TIPS

Saturday, April 28, 2007

Unterwegs Reloaded

Well, i was struggling since 2003 thinking about a mobile tool which could find routes for local public transport. Nowadays this problem isn't yet completely covered and there are no clear solution for this. The idea has also evolved, now an internet based search engine for PT is required. Key feature is application of the 'matrjoshka' concept for nodes. The algorithm should work in two steps: 1) find all possible (applicable) paths, 2) calculate times and offer more convenient routes. The second step is optional. This should be a big boooom.

Jiista Project

It's a 'phone' concept, screen is the whole body, front and back. Back light (blooming) goes through the whole phone and has different colors (can produce any color). No speaker holes. No holes.

Sunday, March 18, 2007

Karapet's Application

One possible application of Karapet's application is described in the article "Vehicle warning system trialled". Generally speaking, there should be a message/event signaling system. A third-party service could subscribe to an event or create it's own event. Probably we will require hard-coded (pre-defined) event classes or categories. More study on the OSGi framework is required, what will be performed on the next week. This week the homepage should be defined.

Tuesday, March 13, 2007

Finally a bright idea

Carrying about recent domestic problems I was quiet uninvolved in the development process. If not this mail from one guy yesterday... He asks if he could use Keep Bluechattin' for chatting between two devices via a dedicated channel, thus using a self-created service. This is something I was planning for Karapet and what was not thought for Keep Bluechattin'. Well, at this moment there are dozen of proprietary Bluetooth chat tools which provide this, and even more of them to come. What's the problem with all of them, why none is getting wide acceptance on the market? There are some reasons:
  1. Authors of these tools are greedy, very seldom you can get such a tool for free.
  2. They all trying to use their own channels/services, so you have to have the same software on both ends. And their 'protocols' are not open.
  3. All services are hard-coded and not extendable.
  4. They often have poor platform support (e.g. only .NET CF 2.0 & MSBT-stack).
So, there is an emerging market. We are so far and there hundreds of gadgets which support (more or less) either .NET CF or MIDP platform and have Bluetooth/IrDA/Wi-Fi interfaces.
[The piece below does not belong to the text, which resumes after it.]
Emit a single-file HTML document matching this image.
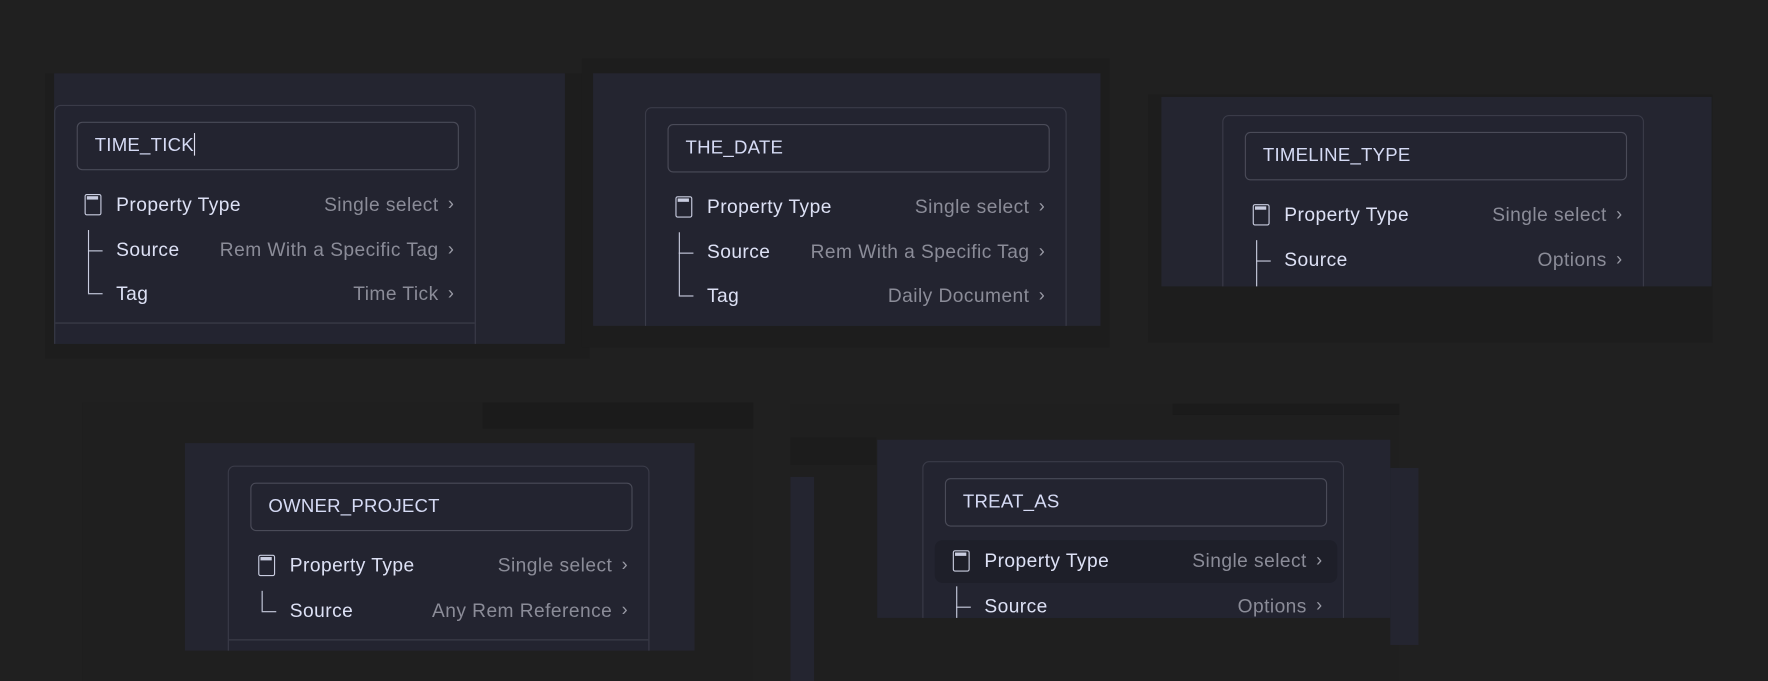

This is the right time for Karapet. Karapet is a mobile services platform, which provides among other things a service registry/directory. It's very scalable and has very little overhead. The core system is lightweight and fast.

To support wide range of Windows Mobile devices, it is build on top of the .NET CF 1.0. It will support following networking services: Bluetooth, IrDA, Wi-Fi and GSM/GPRS.

So, today I got the idea that Karapet concept is something very similar I've already seen in OSGi, moreover in it's .NET CF implementation attempt - Physalis. So, let's go for Physalis and see whether we can reuse something from it to complete the Karapet concept and core.

Another idea is that interface between separate Karapet-enabled devices should be universal for .NET and Java platforms.